La seconda fase delle elezioni indiane e le ricadute sul Bangladesh

L’ex Pakistan orientale sta guardando con attenzione al processo elettorale. Soprattutto per quanto riguarda la presenza di migranti, di fede musulmana, che si trovano in India. Per ora Dhaka cerca di mantenere un certo equilibrio tra le pressioni di Delhi e l’influenza di Pechino, spiega p. Sergio Targa, missionario saveriano in Bangladesh dal 1992, oggi in Italia.

Milano (AsiaNews) – Si tiene oggi la seconda tornata delle complesse elezioni indiane che, iniziate il 19 aprile, si completeranno il primo giugno, mentre i risultati saranno resi noti tre giorni dopo. Un esercizio di democrazia senza rivali i cui esiti sono attesi anche al di fuori dei confini nazionali, soprattutto per le ripercussioni che la situazione post-voto potrebbe avere sul piano strategico regionale e globale, ancor più in una situazione complessa come quella attuale che presenta una serie di problematiche e sfide che hanno al centro l’Islam. Una fede alla quale appartengono circa 200 milioni di indiani e altri milioni di immigrati, in maggioranza provenienti dall’ex Pakistan orientale, nel 1971 diventato Bangladesh e oggi con una popolazione al 91% musulmana.

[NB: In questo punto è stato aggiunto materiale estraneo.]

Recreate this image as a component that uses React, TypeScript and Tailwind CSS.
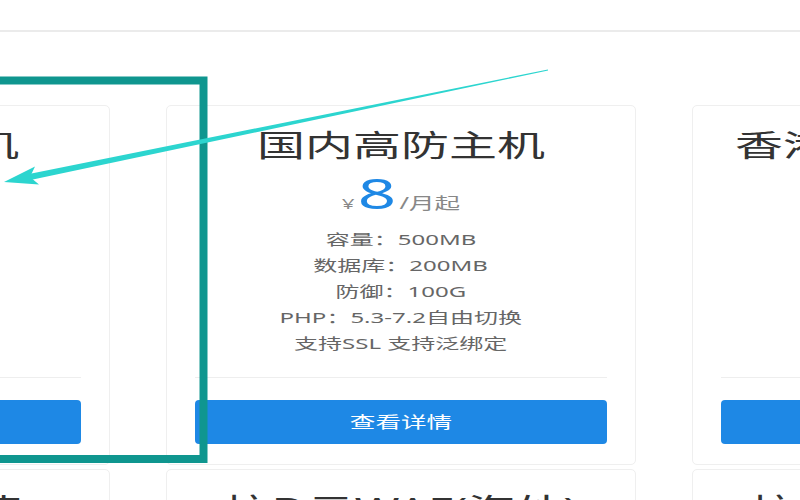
import type { ReactNode } from "react";

const SPECS = ["容量：500MB", "数据库：200MB", "防御：100G", "PHP：5.3-7.2自由切换", "支持SSL 支持泛绑定"];

const ROW1 = [
  { title: "国内虚拟主机", price: "5" },
  { title: "国内高防主机", price: "8" },
  { title: "香港高防虚拟主机", price: "10" },
];

const ROW2 = [
  { title: "高防CDN加速", price: "30" },
  { title: "抗D云WAF(海外)", price: "99" },
  { title: "抗D云WAF(国内)", price: "99" },
];

// the shot is stretched sideways, so text gets the same stretch
function Wide({ children, className = "" }: { children: ReactNode; className?: string }) {
  return <span className={`inline-block scale-x-[1.6] whitespace-nowrap ${className}`}>{children}</span>;
}

function PlanCard({ title, price }: { title: string; price: string }) {
  return (
    <div className="flex w-[470px] shrink-0 flex-col rounded-[5px] border border-[#efefef] bg-white px-[28px] pt-[21px] pb-[20px]">
      <div className="h-[36px] text-center text-[30px] leading-[36px] text-[#333]">
        <Wide>{title}</Wide>
      </div>

      <div className="mt-[9px] flex h-[42px] justify-center">
        <Wide className="flex items-baseline">
          <span className="text-[14px] leading-none text-[#888]">¥</span>
          <span className="ml-[2px] text-[42px] leading-[42px] text-[#1e88e5]">{price}</span>
          <span className="ml-[2px] text-[16px] leading-none text-[#888]">/月起</span>
        </Wide>
      </div>

      <div className="mt-[12px] flex flex-col text-center text-[15px] leading-[26px] text-[#666]">
        {SPECS.map((s) => (
          <div key={s}>
            <Wide>{s}</Wide>
          </div>
        ))}
      </div>

      <div className="mt-[21px] h-px bg-[#eeeeee]" />

      <button className="mt-[22px] flex h-[44px] items-center justify-center rounded-[4px] bg-[#1e88e5] text-[16px] text-white">
        <Wide>查看详情</Wide>
      </button>
    </div>
  );
}

export default function App() {
  return (
    <div className="relative h-[500px] w-[800px] overflow-hidden bg-white font-['Noto_Sans','Noto_Sans_CJK_SC',sans-serif]">
      <div className="h-[32px] border-b-2 border-[#ebebeb]" />

      <div className="-ml-[360px] flex flex-col gap-[4px] pt-[73px]">
        <div className="flex gap-[56px]">
          {ROW1.map((c) => (
            <PlanCard key={c.title} title={c.title} price={c.price} />
          ))}
        </div>
        <div className="flex gap-[56px]">
          {ROW2.map((c) => (
            <PlanCard key={c.title} title={c.title} price={c.price} />
          ))}
        </div>
      </div>

      {/* annotation: teal frame and arrow drawn over the page */}
      <svg className="pointer-events-none absolute inset-0" width="800" height="500" viewBox="0 0 800 500">
        <rect x="-20" y="80.5" width="223.5" height="378.5" fill="none" stroke="#0f968f" strokeWidth="8" />
        <polygon points="30.5,180 29,174 547.9,69.5 548.1,70.5" fill="#2cd5cf" />
        <polygon points="4,182 35,166.5 30,177 39,184.5" fill="#2cd5cf" />
      </svg>
    </div>
  );
}
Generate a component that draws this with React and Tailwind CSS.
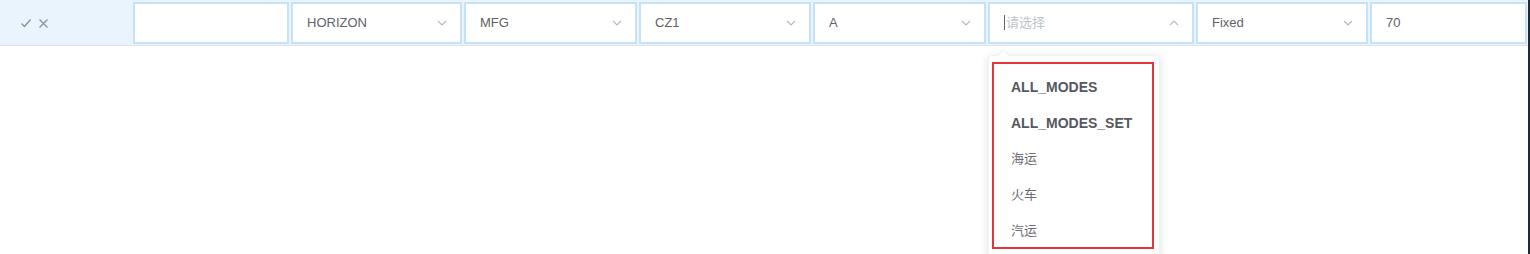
import React from 'react';

const font = { fontFamily: '"Liberation Sans", "Noto Sans CJK SC", sans-serif' };

const Chevron = ({ up }) => (
  <svg width="12" height="12" viewBox="0 0 12 12" className="text-[#b4b8bf]">
    <path d={up ? 'M2 8 L6 4 L10 8' : 'M2 4 L6 8 L10 4'} fill="none" stroke="currentColor" strokeWidth="1.1" />
  </svg>
);

const Select = ({ value, width, placeholder, open }) => (
  <div
    className={`h-[42px] flex items-center justify-between bg-white border-2 border-[#c6e2f9] pl-[14px] pr-[12px] ${width}`}
  >
    {placeholder ? (
      <span className="flex items-center text-[13px] text-[#c0c4cc]">
        <span className="w-px h-[15px] bg-[#606266] mr-px"></span>
        {placeholder}
      </span>
    ) : (
      <span className="text-[13px] text-[#606266]">{value}</span>
    )}
    <Chevron up={open} />
  </div>
);

export default function App() {
  const options = [
    { label: 'ALL_MODES', bold: true },
    { label: 'ALL_MODES_SET', bold: true },
    { label: '海运' },
    { label: '火车' },
    { label: '汽运' },
  ];

  return (
    <div className="relative w-[1530px] h-[254px] bg-white flex overflow-hidden" style={font}>
      <div className="flex-1">
        <div className="h-[46px] flex items-center gap-[2px] bg-[#e9f4fd] border-b border-[#dfe3e8]">
          <div className="w-[131px] h-full flex items-center pl-[20px] pt-px gap-[6px] text-[#8b8f96]">
            <svg width="12" height="12" viewBox="0 0 12 12">
              <path d="M1.5 6.5 L4.5 9.5 L10.5 2.5" fill="none" stroke="currentColor" strokeWidth="1.3" />
            </svg>
            <svg width="11" height="11" viewBox="0 0 11 11">
              <path d="M1.5 1.5 L9.5 9.5 M9.5 1.5 L1.5 9.5" fill="none" stroke="currentColor" strokeWidth="1.2" />
            </svg>
          </div>
          <div className="w-[156px] h-[42px] bg-white border-2 border-[#c6e2f9]"></div>
          <Select value="HORIZON" width="w-[171px]" />
          <Select value="MFG" width="w-[173px]" />
          <Select value="CZ1" width="w-[172px]" />
          <Select value="A" width="w-[173px]" />
          <Select placeholder="请选择" width="w-[206px]" open />
          <Select value="Fixed" width="w-[172px]" />
          <div className="w-[157px] h-[42px] bg-white border-2 border-[#c6e2f9] flex items-center pl-[14px] text-[13px] text-[#606266]">
            70
          </div>
        </div>
      </div>
      <div className="w-[2px] bg-[#1f2a36]"></div>

      {/* dropdown */}
      <div className="absolute left-[988px] top-[55px] w-[172px] h-[210px] bg-white shadow-[0_2px_10px_rgba(0,0,0,0.12)] border border-[#eef0f3] rounded-sm">
        <div className="absolute -top-[5px] left-[10px] w-[9px] h-[9px] bg-white border-l border-t border-[#eef0f3] rotate-45"></div>
        <div className="ml-[3px] mt-[6px] w-[162px] h-[187px] border-2 border-[#e8323c] flex flex-col pt-[5px]">
          {options.map((o) => (
            <div
              key={o.label}
              className={`h-[36px] shrink-0 flex items-center pl-[17px] ${
                o.bold ? 'text-[14px] font-bold text-[#55585e]' : 'text-[13px] text-[#6b6e74]'
              }`}
            >
              {o.label}
            </div>
          ))}
        </div>
      </div>
    </div>
  );
}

I rapporti tra i due Paesi nei decenni successivi all’indipendenza hanno risentito soprattutto di due fattori. Il primo, la gestione delle acque, in particolare per i corsi inferiori del Gange e del Brahmaputra, di cui New Delhi controllo i “rubinetti”. I due fiumi contribuiscono al benessere del Bangladesh, ma ne mettono anche a rischio l’economia e la popolazione con la minaccia di piene improvvise e devastanti. Il secondo fattore è quello demografico, perché l’immigrazione dal sovrappopolato Bangladesh, rappresentata dalla politica nazionalista come un’“invasione”, resta un elemento di tensione negli Stati del nord-est dell’India che ne condividono i confini.

L’approvazione della nuova legge sulla cittadinanza da parte indiana, proprio in campagna elettorale, ha aperto al rischio che milioni di immigrati possano essere espulsi. Durante la prima fase del voto negli Stati del Manipur e Bengala occidentale si sono verificate violenze interetniche.

Una situazione che il governo del Bangladesh sta guardando con attenzione. Tuttavia, “è difficile che le tensioni a cui stiamo assistendo possano cambiare i rapporti fra i due governi. Riguardo la legge sulla cittadinanza la posizione di Dhaka è di monitorare la situazione, a meno che l’applicazione non avvii un processo di espulsione verso il Bangladesh, il cui governo non intende cavalcare la ‘carta religiosa’ come i nazionalisti filo-induisti, che, al contrario, sottolineano le presunte difficoltà poste dagli immigrati per una presunta incompatibilità di fede con la popolazione locale indiana”, spiega p. Sergio Targa, missionario saveriano in Bangladesh dal 1992 dopo studi alla London School of Oriental and African Studies di Londra. Oggi lavora come Procuratore generale e riveste diversi ruoli di docente.

Per il momento, quindi, i rapporti tra le autorità di New Delhi e di Dhaka sono buoni. “Ci sono delle similitudini nei due sistemi di governo attuale. Le elezioni di gennaio in Bangladesh hanno confermato il potere autocratico della premier Sheikh Hasina non dissimile da quello di Narendra Modi in India. Dopo avere di fatto zittito le opposizioni, ha dovuto dar vita a partiti di facciata per darsi una opposizione e quindi maggiori credenziali democratiche. In questo è sostenuta dall’India”, ha specificato il missionario membro del Centro Studi Asiatico dei saveriani, che ha sede in Giappone.

L’India, che ha contribuito militarmente alla nascita del Bangladesh e che ha forti interessi strategici su di esso, vede con preoccupazione i massicci investimenti cinesi nel Paese. Ma Dhaka continua ad avere Delhi come riferimento principale. “La scelta di Dhaka ricade sull’India perché ne è circondata e perché è evidente la prossimità per storia e popolazione. In realtà sul piano strategico vi è la ricerca costante di un equilibrio. La crescente vicinanza alla Cina, ad esempio, dipende dal tipo di proposte che la Cina fa, come per i contratti sulle infrastrutture – ha aggiunto il sacerdote -. Dal punto di vista militare il Bangladesh dipende anzitutto dall’India, ma ha acquistato sommergibili dalla Cina”.